▸ Objective: For each line below that contains the string "TypeScript", copy that line.

(Entries with page source code)

· · · · ·

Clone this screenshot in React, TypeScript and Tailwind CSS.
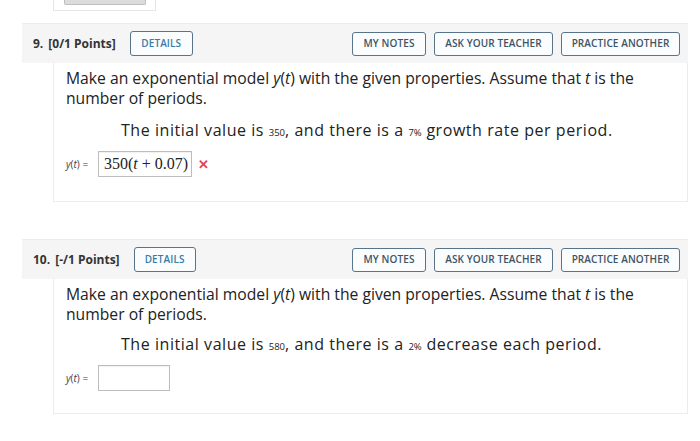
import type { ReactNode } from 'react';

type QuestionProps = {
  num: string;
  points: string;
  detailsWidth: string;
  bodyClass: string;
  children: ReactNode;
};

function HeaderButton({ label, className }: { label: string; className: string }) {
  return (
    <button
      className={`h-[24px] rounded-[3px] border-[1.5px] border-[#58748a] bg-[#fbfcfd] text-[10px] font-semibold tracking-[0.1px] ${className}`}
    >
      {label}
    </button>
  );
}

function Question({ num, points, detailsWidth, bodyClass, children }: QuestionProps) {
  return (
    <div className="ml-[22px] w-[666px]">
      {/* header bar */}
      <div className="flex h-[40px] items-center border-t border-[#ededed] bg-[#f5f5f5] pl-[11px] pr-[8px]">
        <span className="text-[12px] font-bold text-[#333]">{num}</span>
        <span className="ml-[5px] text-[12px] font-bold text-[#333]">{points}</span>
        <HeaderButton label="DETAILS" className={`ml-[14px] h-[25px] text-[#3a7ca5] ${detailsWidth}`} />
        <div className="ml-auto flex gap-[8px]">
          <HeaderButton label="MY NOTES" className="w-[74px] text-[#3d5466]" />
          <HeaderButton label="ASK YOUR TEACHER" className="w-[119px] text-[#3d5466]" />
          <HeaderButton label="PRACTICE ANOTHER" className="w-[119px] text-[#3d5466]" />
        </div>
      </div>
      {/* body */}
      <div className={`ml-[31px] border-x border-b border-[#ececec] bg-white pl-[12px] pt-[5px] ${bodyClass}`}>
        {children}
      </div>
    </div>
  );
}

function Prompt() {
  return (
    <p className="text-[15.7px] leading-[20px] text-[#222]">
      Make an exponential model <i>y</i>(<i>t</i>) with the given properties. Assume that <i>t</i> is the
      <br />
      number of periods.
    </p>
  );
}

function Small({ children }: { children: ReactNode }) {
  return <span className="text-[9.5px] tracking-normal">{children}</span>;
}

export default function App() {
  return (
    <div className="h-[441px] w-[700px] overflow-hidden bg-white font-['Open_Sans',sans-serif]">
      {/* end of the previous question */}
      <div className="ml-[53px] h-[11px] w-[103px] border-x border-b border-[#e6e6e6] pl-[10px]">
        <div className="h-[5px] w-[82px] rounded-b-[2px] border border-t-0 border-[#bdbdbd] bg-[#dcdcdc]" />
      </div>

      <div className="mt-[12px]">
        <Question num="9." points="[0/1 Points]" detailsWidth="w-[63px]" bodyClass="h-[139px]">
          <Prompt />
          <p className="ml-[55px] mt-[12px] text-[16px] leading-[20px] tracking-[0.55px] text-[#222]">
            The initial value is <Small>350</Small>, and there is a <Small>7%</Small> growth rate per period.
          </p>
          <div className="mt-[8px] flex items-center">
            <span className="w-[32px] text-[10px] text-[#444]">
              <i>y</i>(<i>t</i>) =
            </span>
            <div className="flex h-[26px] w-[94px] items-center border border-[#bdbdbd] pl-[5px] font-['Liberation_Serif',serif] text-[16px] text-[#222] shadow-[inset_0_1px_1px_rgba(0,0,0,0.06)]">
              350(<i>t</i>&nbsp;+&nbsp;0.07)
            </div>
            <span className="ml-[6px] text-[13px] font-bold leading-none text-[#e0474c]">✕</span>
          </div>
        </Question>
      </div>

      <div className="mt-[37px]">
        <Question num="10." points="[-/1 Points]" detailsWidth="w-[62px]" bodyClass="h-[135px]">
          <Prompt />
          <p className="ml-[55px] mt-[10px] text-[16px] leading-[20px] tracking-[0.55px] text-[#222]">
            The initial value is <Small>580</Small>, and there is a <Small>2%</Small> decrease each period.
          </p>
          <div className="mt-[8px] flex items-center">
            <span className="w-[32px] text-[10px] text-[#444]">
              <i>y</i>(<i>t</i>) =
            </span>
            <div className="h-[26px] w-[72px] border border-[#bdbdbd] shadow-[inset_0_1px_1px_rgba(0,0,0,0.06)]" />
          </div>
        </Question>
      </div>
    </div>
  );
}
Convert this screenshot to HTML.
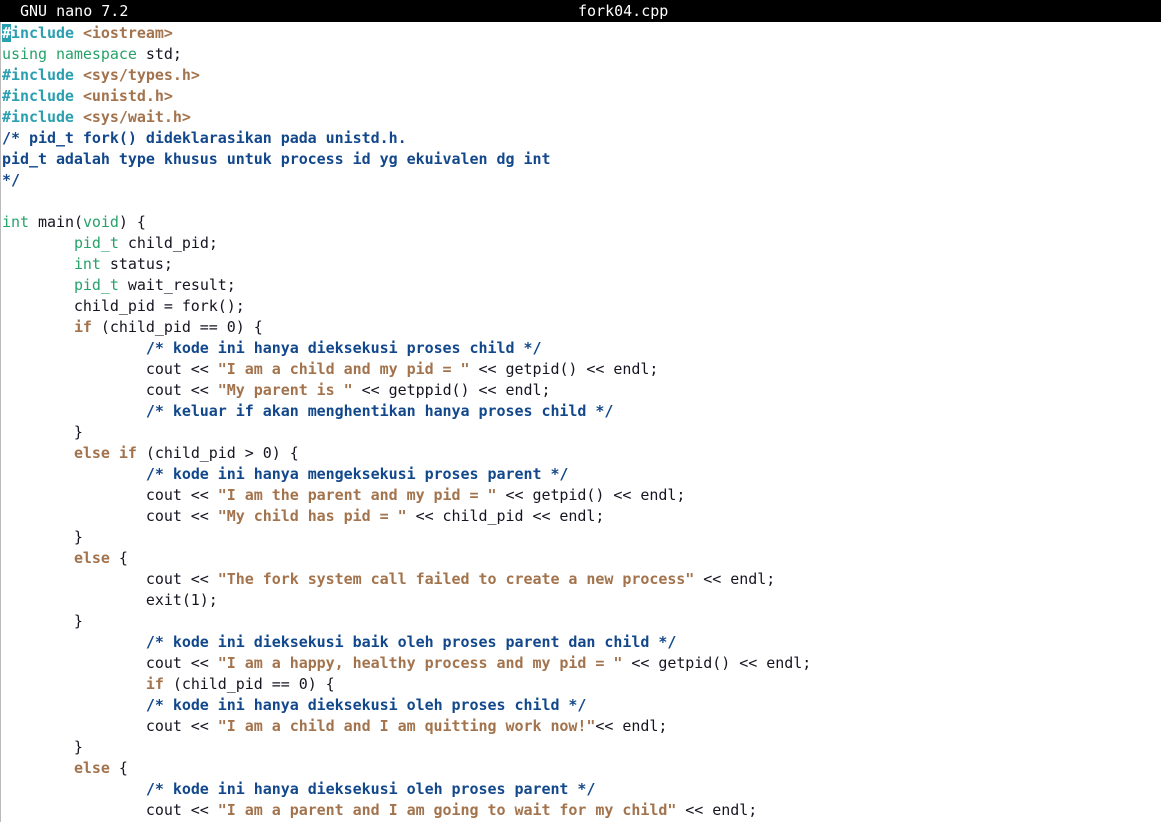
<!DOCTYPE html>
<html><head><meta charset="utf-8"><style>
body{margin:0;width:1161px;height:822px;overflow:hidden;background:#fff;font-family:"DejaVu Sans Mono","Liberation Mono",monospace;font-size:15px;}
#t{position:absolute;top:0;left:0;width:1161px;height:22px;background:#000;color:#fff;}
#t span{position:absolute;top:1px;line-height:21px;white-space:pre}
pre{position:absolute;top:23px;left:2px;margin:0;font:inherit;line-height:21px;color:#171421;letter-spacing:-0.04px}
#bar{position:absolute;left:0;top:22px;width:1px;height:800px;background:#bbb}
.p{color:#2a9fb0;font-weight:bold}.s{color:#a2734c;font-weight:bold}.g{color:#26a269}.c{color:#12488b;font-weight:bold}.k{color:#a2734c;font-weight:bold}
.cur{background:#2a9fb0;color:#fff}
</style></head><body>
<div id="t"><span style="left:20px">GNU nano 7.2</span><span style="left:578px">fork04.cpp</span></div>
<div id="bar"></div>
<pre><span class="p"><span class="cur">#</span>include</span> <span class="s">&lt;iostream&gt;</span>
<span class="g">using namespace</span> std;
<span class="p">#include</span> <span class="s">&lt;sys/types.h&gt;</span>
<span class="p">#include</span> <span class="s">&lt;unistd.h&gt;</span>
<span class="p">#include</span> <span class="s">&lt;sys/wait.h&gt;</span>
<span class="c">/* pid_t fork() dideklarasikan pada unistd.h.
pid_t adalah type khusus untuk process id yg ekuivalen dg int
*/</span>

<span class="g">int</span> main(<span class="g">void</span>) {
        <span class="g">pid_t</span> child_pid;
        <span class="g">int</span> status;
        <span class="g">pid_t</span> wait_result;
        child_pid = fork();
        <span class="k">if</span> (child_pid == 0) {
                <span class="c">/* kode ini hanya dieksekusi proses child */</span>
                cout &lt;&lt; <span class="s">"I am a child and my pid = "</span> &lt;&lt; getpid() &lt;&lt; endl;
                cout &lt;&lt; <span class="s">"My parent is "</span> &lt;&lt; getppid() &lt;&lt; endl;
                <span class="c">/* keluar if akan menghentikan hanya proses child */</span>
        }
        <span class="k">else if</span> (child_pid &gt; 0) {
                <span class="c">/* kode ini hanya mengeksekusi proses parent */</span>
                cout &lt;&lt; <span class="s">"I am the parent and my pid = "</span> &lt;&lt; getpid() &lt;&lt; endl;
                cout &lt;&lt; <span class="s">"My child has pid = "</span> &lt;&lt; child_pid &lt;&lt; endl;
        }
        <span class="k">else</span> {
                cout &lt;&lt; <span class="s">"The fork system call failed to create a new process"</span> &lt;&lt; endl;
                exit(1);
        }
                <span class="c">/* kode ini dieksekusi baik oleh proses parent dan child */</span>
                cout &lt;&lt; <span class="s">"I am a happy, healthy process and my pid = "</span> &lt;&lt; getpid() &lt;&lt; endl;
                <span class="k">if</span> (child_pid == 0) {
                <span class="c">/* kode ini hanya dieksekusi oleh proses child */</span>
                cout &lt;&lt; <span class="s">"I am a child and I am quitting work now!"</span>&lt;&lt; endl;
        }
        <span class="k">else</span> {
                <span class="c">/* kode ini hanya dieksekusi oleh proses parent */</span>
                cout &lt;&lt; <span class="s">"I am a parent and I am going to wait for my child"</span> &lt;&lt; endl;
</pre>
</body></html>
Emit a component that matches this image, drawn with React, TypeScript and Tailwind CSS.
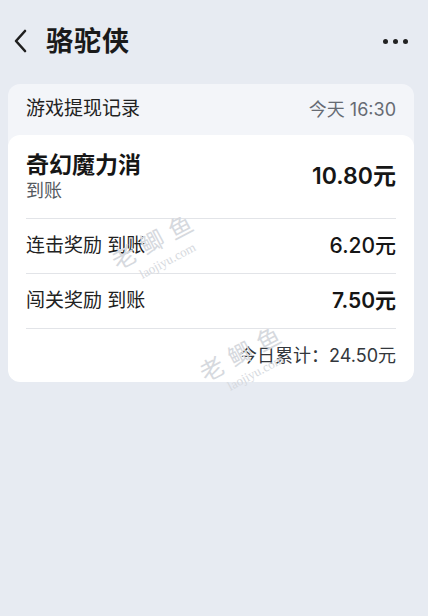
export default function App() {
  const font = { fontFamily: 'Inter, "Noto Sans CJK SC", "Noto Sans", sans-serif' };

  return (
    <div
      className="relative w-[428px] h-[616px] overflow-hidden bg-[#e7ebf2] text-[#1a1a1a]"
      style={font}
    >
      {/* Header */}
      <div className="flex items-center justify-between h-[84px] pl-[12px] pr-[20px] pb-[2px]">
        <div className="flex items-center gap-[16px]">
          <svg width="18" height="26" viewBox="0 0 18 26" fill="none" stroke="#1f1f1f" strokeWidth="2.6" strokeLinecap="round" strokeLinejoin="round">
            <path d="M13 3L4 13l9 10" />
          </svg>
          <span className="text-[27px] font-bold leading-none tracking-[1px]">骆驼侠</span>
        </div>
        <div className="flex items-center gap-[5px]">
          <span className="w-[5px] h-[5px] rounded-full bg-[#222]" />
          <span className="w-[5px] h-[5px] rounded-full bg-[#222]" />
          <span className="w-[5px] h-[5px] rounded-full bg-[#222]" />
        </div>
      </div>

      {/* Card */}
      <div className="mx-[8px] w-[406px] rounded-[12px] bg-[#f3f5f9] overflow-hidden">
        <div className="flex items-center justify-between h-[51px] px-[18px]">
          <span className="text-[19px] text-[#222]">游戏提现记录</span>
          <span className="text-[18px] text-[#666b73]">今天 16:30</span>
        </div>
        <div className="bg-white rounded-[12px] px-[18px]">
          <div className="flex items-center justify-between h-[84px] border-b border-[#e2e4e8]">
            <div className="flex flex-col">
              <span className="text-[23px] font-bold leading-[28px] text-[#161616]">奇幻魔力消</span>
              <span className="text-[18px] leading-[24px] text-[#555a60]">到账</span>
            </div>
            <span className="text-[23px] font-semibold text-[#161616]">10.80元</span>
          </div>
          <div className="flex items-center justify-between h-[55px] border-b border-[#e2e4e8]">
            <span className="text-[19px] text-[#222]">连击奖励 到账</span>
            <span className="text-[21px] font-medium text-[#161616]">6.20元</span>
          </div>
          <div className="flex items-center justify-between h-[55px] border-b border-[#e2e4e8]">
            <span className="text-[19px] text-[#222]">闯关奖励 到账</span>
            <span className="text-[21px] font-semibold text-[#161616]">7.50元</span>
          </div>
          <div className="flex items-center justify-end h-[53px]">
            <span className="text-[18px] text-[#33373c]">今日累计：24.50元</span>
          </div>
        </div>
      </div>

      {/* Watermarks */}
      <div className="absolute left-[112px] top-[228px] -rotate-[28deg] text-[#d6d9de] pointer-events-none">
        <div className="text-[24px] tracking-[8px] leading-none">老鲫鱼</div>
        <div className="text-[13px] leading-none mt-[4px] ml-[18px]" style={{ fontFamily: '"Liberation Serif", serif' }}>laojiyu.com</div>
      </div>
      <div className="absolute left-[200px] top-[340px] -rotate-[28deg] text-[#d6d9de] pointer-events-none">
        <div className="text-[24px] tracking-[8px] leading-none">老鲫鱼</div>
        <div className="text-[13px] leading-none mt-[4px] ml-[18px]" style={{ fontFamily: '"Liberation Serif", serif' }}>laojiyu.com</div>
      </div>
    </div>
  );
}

· · · · ·

▸ Finished exercise:
Clone this screenshot in React, TypeScript and Tailwind CSS.
Emit a component that matches this image, drawn with React, TypeScript and Tailwind CSS.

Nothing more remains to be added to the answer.